Always, I thought, if these people were really remarkable, they would be famous in America. Even the warriors and kings from the country’s history seemed mediocre to me. The guy who invented the Korean alphabet, Korea’s favorite king, a one Mister Sejong, achieved this feat roughly five centuries after two Byzantine scholars named Cyril and Methodius gave what we now know as Cyrillic to the Bulgarians. Yi Sun Shin’s naval achievements are definitely astounding, but how do they compare with Alexander or Hannibal or Napoleon?

Although the media here would have the locals believe that people like Kim Yeona, Rain, and the members of The Wondergirls are world-famous, and that every American child adores Pororo, and that every American mother is using a podaegi, the only Korean who has ever gained household prominence outside of this peninsula is named Kim Jong Il.

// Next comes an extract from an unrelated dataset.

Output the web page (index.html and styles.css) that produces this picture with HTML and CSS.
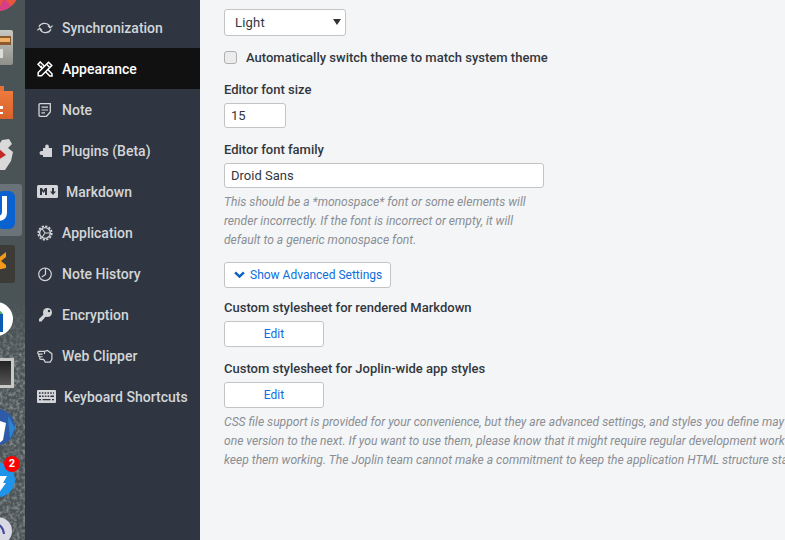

It seemed to me that the Koreans who adored these Korean celebrities would not really give a damn if they themselves were not Korean. The Korean Wave has made some of them famous throughout Asia, but answer me this: if Asians were regularly starring in TV shows and movies in America, if Asians were not being victimized by their stereotype, if they were playing basketball and baseball and singing and dancing and marching and signing bills into law just as much as whites or blacks or anyone else, do you really think the Korean Wave would stand a chance inside or outside this peninsula? I’m not saying that Rain can’t dance, but if the man had a twin brother in America, and if that twin managed to ascend to the very top of the American pecking order against the likes of the successors of Michael Jackson, who would be more famous? Rain would be in a silver suit and a pink tie, selling cell phones out on the sidewalk, no question about it. The Korean Wave exists because Asians do not have an attractive place in American popular culture. These “World Stars” are definitely talented, but, like me, not that talented.

There’s a lot of protectionism going on in this country. The currency is kept artificially low. Foreign cars and electronics have almost no hope of competing against Korean ones inside Korea. The same supposedly goes for celebrities. But Jeremy Lin may just be the first nail in the coffin of the Korean Wave—he represents Asians all over America, he is playing against the very best in the world, and as a result of what are apparently remarkable achievements, he is proving to even the most skeptical racists that Asians are individuals, like anyone else, and that it’s high time America stopped worrying about the Yellow Peril, and learned to embrace it.

The first Asian-American president is not so far away as everyone believes. In fact, he turned eight months old just over a week ago.